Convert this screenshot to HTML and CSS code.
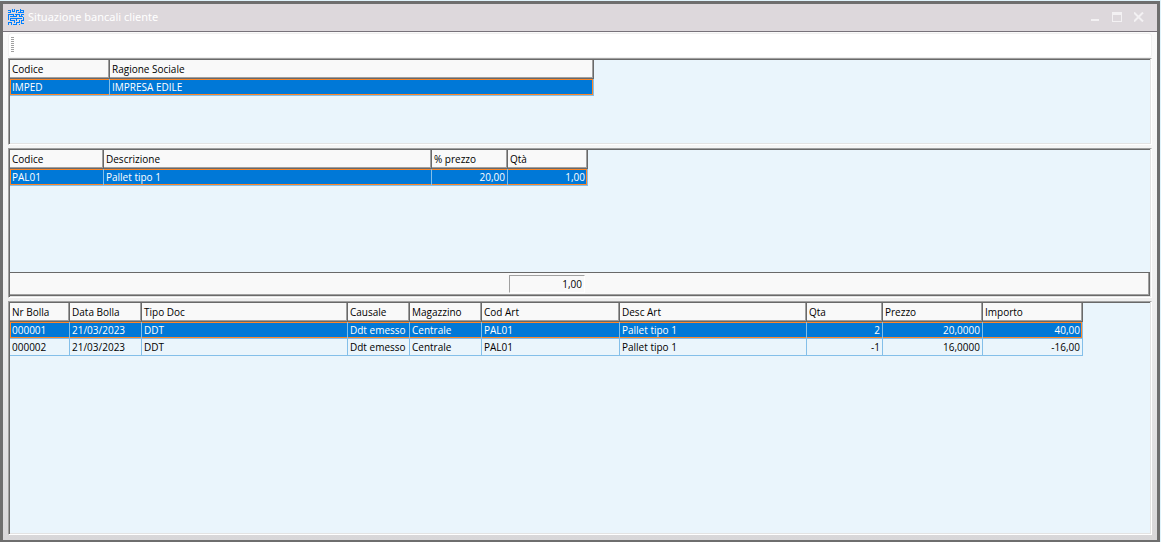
FILE: index.html
```html
<!DOCTYPE html>
<html lang="it">
<head>
<meta charset="utf-8">
<title>Situazione bancali cliente</title>
<link rel="stylesheet" href="styles.css">
</head>
<body>
<div class="window">
  <header class="titlebar">
    <svg class="logo" width="16" height="16" viewBox="0 0 16 16" fill="none" stroke="#007fff" stroke-width="1" shape-rendering="crispEdges" aria-hidden="true">
      <path d="M0 1.500h3M2.500 1v3M0 3.500h3M4.500 0v3M4 2.500h3M6.500 0v3M8.500 1v3M8 1.500h3M12.500 0v4M12 1.500h4M15.500 1v2M10 3.500h6M0.500 5v6M0 5.500h6M5.500 5v3M2 7.500h7M8.500 5v3M7 5.500h5M11.500 5v3M11 7.500h4M13.500 5v3M13 5.500h3M2 9.500h12M15.500 8v4M13 11.500h3M0 10.500h1M2.500 9v3M2 11.500h5M6.500 11v3M8.500 9v3M8 13.500h4M11.500 11v3M0 13.500h4M0.500 13v3M3.500 13v3M5 15.500h4M8.500 13v3M13.500 11v4M13 14.500h3M11 15.500h1"/>
    </svg>
    <h1 class="title">Situazione bancali cliente</h1>
    <div class="controls">
      <button class="control" type="button" aria-label="Riduci a icona"><svg width="10" height="10" viewBox="0 0 10 10"><path d="M1 7h8v2H1z" fill="currentColor"/></svg></button>
      <button class="control" type="button" aria-label="Ingrandisci"><svg width="10" height="10" viewBox="0 0 10 10"><path d="M0 0h10v10H0zM1 3v6h8V3z" fill="currentColor" fill-rule="evenodd"/></svg></button>
      <button class="control" type="button" aria-label="Chiudi"><svg width="10" height="10" viewBox="0 0 10 10"><path d="M0 .5l9 9M9 .5l-9 9" stroke="currentColor" stroke-width="2" fill="none"/></svg></button>
    </div>
  </header>
  <main class="content">
    <div class="toolbar"><span class="grip"></span></div>

    <section class="panel panel-customers">
      <table class="grid customers">
        <colgroup><col class="w100"><col class="w484"></colgroup>
        <thead><tr><th>Codice</th><th>Ragione Sociale</th></tr></thead>
        <tbody><tr class="selected"><td>IMPED</td><td>IMPRESA EDILE</td></tr></tbody>
      </table>
    </section>

    <section class="panel panel-pallets">
      <table class="grid pallets">
        <colgroup><col class="w94"><col class="w328"><col class="w76"><col class="w80"></colgroup>
        <thead><tr><th>Codice</th><th>Descrizione</th><th>% prezzo</th><th>Qtà</th></tr></thead>
        <tbody><tr class="selected"><td>PAL01</td><td>Pallet tipo 1</td><td class="num">20,00</td><td class="num">1,00</td></tr></tbody>
      </table>
      <div class="totals"><input class="total" type="text" value="1,00" aria-label="Totale Qtà" readonly></div>
    </section>

    <section class="panel panel-documents">
      <table class="grid documents">
        <colgroup><col class="w60"><col class="w72"><col class="w206"><col class="w62"><col class="w72"><col class="w138"><col class="w187"><col class="w76"><col class="w100"><col class="w100"></colgroup>
        <thead><tr><th>Nr Bolla</th><th>Data Bolla</th><th>Tipo Doc</th><th>Causale</th><th>Magazzino</th><th>Cod Art</th><th>Desc Art</th><th>Qta</th><th>Prezzo</th><th>Importo</th></tr></thead>
        <tbody>
          <tr class="selected"><td>000001</td><td>21/03/2023</td><td>DDT</td><td>Ddt emesso</td><td>Centrale</td><td>PAL01</td><td>Pallet tipo 1</td><td class="num">2</td><td class="num">20,0000</td><td class="num">40,00</td></tr>
          <tr><td>000002</td><td>21/03/2023</td><td>DDT</td><td>Ddt emesso</td><td>Centrale</td><td>PAL01</td><td>Pallet tipo 1</td><td class="num">-1</td><td class="num">16,0000</td><td class="num">-16,00</td></tr>
        </tbody>
      </table>
    </section>
  </main>
</div>
</body>
</html>
```
FILE: styles.css
```css
* { box-sizing: border-box; }

body {
  margin: 0;
  height: 100vh;
  padding: 1px 1px 0 0;
  background: #dff3fb;
  font-family: "Open Sans", "Noto Sans", sans-serif;
  font-size: 10px;
  color: #000;
}

.window {
  display: flex;
  flex-direction: column;
  height: 100%;
  border: 3px solid #6e6e6e;
  border-bottom-width: 2px;
}

.titlebar {
  display: flex;
  align-items: center;
  height: 28px;
  padding: 0 13px 2px 5px;
  gap: 4px;
  background: #ddd8dc;
  border-bottom: 1px solid #77727a;
}

.logo { flex: none; }

.title {
  flex: 1;
  margin: 0;
  font-family: "Noto Sans", "Open Sans", sans-serif;
  font-size: 11px;
  font-weight: 400;
  line-height: 16px;
  color: #fff;
}

.controls { display: flex; gap: 12px; }

.control {
  width: 10px;
  height: 10px;
  padding: 0;
  border: 0;
  background: none;
  color: #f3f1f3;
}

.control svg { display: block; }

.content {
  flex: 1;
  display: flex;
  flex-direction: column;
  padding: 1px 5px 5px;
  background: linear-gradient(#fafafa, #f0f0f0 50%, #d8d7d9);
}

.toolbar {
  display: flex;
  height: 25px;
  padding: 3px;
  background: #fff;
  border: 1px solid #f0f0f0;
  border-radius: 3px;
}

.grip {
  width: 3px;
  height: 15px;
  margin-left: -1px;
  background: repeating-linear-gradient(#a0a0a0 0 1px, #fff 1px 2px);
}

.panel {
  display: flex;
  flex-direction: column;
  padding: 0 1px 1px;
  border: 1px solid;
  border-color: #a0a0a0 #fff #fff #a0a0a0;
  box-shadow: inset 1px 0 #696969, inset -1px -1px #e3e3e3;
  background: #eaf5fc;
}

.panel::before {
  content: "";
  height: 1px;
  background: #696969;
}

.panel-customers { min-height: 87px; margin-bottom: 3px; }
.panel-pallets { min-height: 150px; margin-bottom: 3px; }
.panel-documents { flex: 1; }

.grid {
  table-layout: fixed;
  border-collapse: separate;
  border-spacing: 0;
}

.customers { width: 584px; }
.pallets { width: 578px; }
.documents { width: 1073px; }

.w60 { width: 60px; }
.w62 { width: 62px; }
.w72 { width: 72px; }
.w76 { width: 76px; }
.w80 { width: 80px; }
.w94 { width: 94px; }
.w100 { width: 100px; }
.w138 { width: 138px; }
.w187 { width: 187px; }
.w206 { width: 206px; }
.w328 { width: 328px; }
.w484 { width: 484px; }

.grid th {
  height: 19px;
  padding: 0 2px;
  border: solid #696969;
  border-width: 0 1px 1px 0;
  box-shadow: inset -1px -1px #a0a0a0;
  background: #f9f9f9;
  font-weight: 400;
  line-height: 18px;
  text-align: left;
  white-space: nowrap;
}

.grid td {
  height: 17px;
  padding: 0 2px;
  border: solid #84bfe9;
  border-width: 0 1px 1px 0;
  line-height: 16px;
  white-space: nowrap;
}

.grid .num { text-align: right; }

.selected td {
  background: #0078d7;
  color: #fff;
  box-shadow: inset 0 1px #ff8728, inset 0 -1px #ff8728;
}

.selected td:first-child { box-shadow: inset 1px 1px #ff8728, inset 0 -1px #ff8728; }
.selected td:last-child { box-shadow: inset -1px -1px #ff8728, inset 0 1px #ff8728; }

.totals {
  display: flex;
  height: 24px;
  margin-top: auto;
  padding: 2px 0 0 499px;
  border: solid #696969;
  border-width: 1px 1px 1px 0;
  box-shadow: inset -1px -1px #a0a0a0;
  background: #f9f9f9;
}

.total {
  width: 76px;
  height: 18px;
  padding: 0 2px;
  border: 1px solid;
  border-color: #a0a0a0 #fff #fff #a0a0a0;
  background: #f9f9f9;
  font: inherit;
  color: #000;
  text-align: right;
}
```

Set problem: Repeat the listing verbatim. Skip the pictures.

Expected output:
Convert this screenshot to HTML and CSS code.
FILE: index.html
```html
<!DOCTYPE html>
<html lang="it">
<head>
<meta charset="utf-8">
<title>Situazione bancali cliente</title>
<link rel="stylesheet" href="styles.css">
</head>
<body>
<div class="window">
  <header class="titlebar">
    <svg class="logo" width="16" height="16" viewBox="0 0 16 16" fill="none" stroke="#007fff" stroke-width="1" shape-rendering="crispEdges" aria-hidden="true">
      <path d="M0 1.500h3M2.500 1v3M0 3.500h3M4.500 0v3M4 2.500h3M6.500 0v3M8.500 1v3M8 1.500h3M12.500 0v4M12 1.500h4M15.500 1v2M10 3.500h6M0.500 5v6M0 5.500h6M5.500 5v3M2 7.500h7M8.500 5v3M7 5.500h5M11.500 5v3M11 7.500h4M13.500 5v3M13 5.500h3M2 9.500h12M15.500 8v4M13 11.500h3M0 10.500h1M2.500 9v3M2 11.500h5M6.500 11v3M8.500 9v3M8 13.500h4M11.500 11v3M0 13.500h4M0.500 13v3M3.500 13v3M5 15.500h4M8.500 13v3M13.500 11v4M13 14.500h3M11 15.500h1"/>
    </svg>
    <h1 class="title">Situazione bancali cliente</h1>
    <div class="controls">
      <button class="control" type="button" aria-label="Riduci a icona"><svg width="10" height="10" viewBox="0 0 10 10"><path d="M1 7h8v2H1z" fill="currentColor"/></svg></button>
      <button class="control" type="button" aria-label="Ingrandisci"><svg width="10" height="10" viewBox="0 0 10 10"><path d="M0 0h10v10H0zM1 3v6h8V3z" fill="currentColor" fill-rule="evenodd"/></svg></button>
      <button class="control" type="button" aria-label="Chiudi"><svg width="10" height="10" viewBox="0 0 10 10"><path d="M0 .5l9 9M9 .5l-9 9" stroke="currentColor" stroke-width="2" fill="none"/></svg></button>
    </div>
  </header>
  <main class="content">
    <div class="toolbar"><span class="grip"></span></div>

    <section class="panel panel-customers">
      <table class="grid customers">
        <colgroup><col class="w100"><col class="w484"></colgroup>
        <thead><tr><th>Codice</th><th>Ragione Sociale</th></tr></thead>
        <tbody><tr class="selected"><td>IMPED</td><td>IMPRESA EDILE</td></tr></tbody>
      </table>
    </section>

    <section class="panel panel-pallets">
      <table class="grid pallets">
        <colgroup><col class="w94"><col class="w328"><col class="w76"><col class="w80"></colgroup>
        <thead><tr><th>Codice</th><th>Descrizione</th><th>% prezzo</th><th>Qtà</th></tr></thead>
        <tbody><tr class="selected"><td>PAL01</td><td>Pallet tipo 1</td><td class="num">20,00</td><td class="num">1,00</td></tr></tbody>
      </table>
      <div class="totals"><input class="total" type="text" value="1,00" aria-label="Totale Qtà" readonly></div>
    </section>

    <section class="panel panel-documents">
      <table class="grid documents">
        <colgroup><col class="w60"><col class="w72"><col class="w206"><col class="w62"><col class="w72"><col class="w138"><col class="w187"><col class="w76"><col class="w100"><col class="w100"></colgroup>
        <thead><tr><th>Nr Bolla</th><th>Data Bolla</th><th>Tipo Doc</th><th>Causale</th><th>Magazzino</th><th>Cod Art</th><th>Desc Art</th><th>Qta</th><th>Prezzo</th><th>Importo</th></tr></thead>
        <tbody>
          <tr class="selected"><td>000001</td><td>21/03/2023</td><td>DDT</td><td>Ddt emesso</td><td>Centrale</td><td>PAL01</td><td>Pallet tipo 1</td><td class="num">2</td><td class="num">20,0000</td><td class="num">40,00</td></tr>
          <tr><td>000002</td><td>21/03/2023</td><td>DDT</td><td>Ddt emesso</td><td>Centrale</td><td>PAL01</td><td>Pallet tipo 1</td><td class="num">-1</td><td class="num">16,0000</td><td class="num">-16,00</td></tr>
        </tbody>
      </table>
    </section>
  </main>
</div>
</body>
</html>
```
FILE: styles.css
```css
* { box-sizing: border-box; }

body {
  margin: 0;
  height: 100vh;
  padding: 1px 1px 0 0;
  background: #dff3fb;
  font-family: "Open Sans", "Noto Sans", sans-serif;
  font-size: 10px;
  color: #000;
}

.window {
  display: flex;
  flex-direction: column;
  height: 100%;
  border: 3px solid #6e6e6e;
  border-bottom-width: 2px;
}

.titlebar {
  display: flex;
  align-items: center;
  height: 28px;
  padding: 0 13px 2px 5px;
  gap: 4px;
  background: #ddd8dc;
  border-bottom: 1px solid #77727a;
}

.logo { flex: none; }

.title {
  flex: 1;
  margin: 0;
  font-family: "Noto Sans", "Open Sans", sans-serif;
  font-size: 11px;
  font-weight: 400;
  line-height: 16px;
  color: #fff;
}

.controls { display: flex; gap: 12px; }

.control {
  width: 10px;
  height: 10px;
  padding: 0;
  border: 0;
  background: none;
  color: #f3f1f3;
}

.control svg { display: block; }

.content {
  flex: 1;
  display: flex;
  flex-direction: column;
  padding: 1px 5px 5px;
  background: linear-gradient(#fafafa, #f0f0f0 50%, #d8d7d9);
}

.toolbar {
  display: flex;
  height: 25px;
  padding: 3px;
  background: #fff;
  border: 1px solid #f0f0f0;
  border-radius: 3px;
}

.grip {
  width: 3px;
  height: 15px;
  margin-left: -1px;
  background: repeating-linear-gradient(#a0a0a0 0 1px, #fff 1px 2px);
}

.panel {
  display: flex;
  flex-direction: column;
  padding: 0 1px 1px;
  border: 1px solid;
  border-color: #a0a0a0 #fff #fff #a0a0a0;
  box-shadow: inset 1px 0 #696969, inset -1px -1px #e3e3e3;
  background: #eaf5fc;
}

.panel::before {
  content: "";
  height: 1px;
  background: #696969;
}

.panel-customers { min-height: 87px; margin-bottom: 3px; }
.panel-pallets { min-height: 150px; margin-bottom: 3px; }
.panel-documents { flex: 1; }

.grid {
  table-layout: fixed;
  border-collapse: separate;
  border-spacing: 0;
}

.customers { width: 584px; }
.pallets { width: 578px; }
.documents { width: 1073px; }

.w60 { width: 60px; }
.w62 { width: 62px; }
.w72 { width: 72px; }
.w76 { width: 76px; }
.w80 { width: 80px; }
.w94 { width: 94px; }
.w100 { width: 100px; }
.w138 { width: 138px; }
.w187 { width: 187px; }
.w206 { width: 206px; }
.w328 { width: 328px; }
.w484 { width: 484px; }

.grid th {
  height: 19px;
  padding: 0 2px;
  border: solid #696969;
  border-width: 0 1px 1px 0;
  box-shadow: inset -1px -1px #a0a0a0;
  background: #f9f9f9;
  font-weight: 400;
  line-height: 18px;
  text-align: left;
  white-space: nowrap;
}

.grid td {
  height: 17px;
  padding: 0 2px;
  border: solid #84bfe9;
  border-width: 0 1px 1px 0;
  line-height: 16px;
  white-space: nowrap;
}

.grid .num { text-align: right; }

.selected td {
  background: #0078d7;
  color: #fff;
  box-shadow: inset 0 1px #ff8728, inset 0 -1px #ff8728;
}

.selected td:first-child { box-shadow: inset 1px 1px #ff8728, inset 0 -1px #ff8728; }
.selected td:last-child { box-shadow: inset -1px -1px #ff8728, inset 0 1px #ff8728; }

.totals {
  display: flex;
  height: 24px;
  margin-top: auto;
  padding: 2px 0 0 499px;
  border: solid #696969;
  border-width: 1px 1px 1px 0;
  box-shadow: inset -1px -1px #a0a0a0;
  background: #f9f9f9;
}

.total {
  width: 76px;
  height: 18px;
  padding: 0 2px;
  border: 1px solid;
  border-color: #a0a0a0 #fff #fff #a0a0a0;
  background: #f9f9f9;
  font: inherit;
  color: #000;
  text-align: right;
}
```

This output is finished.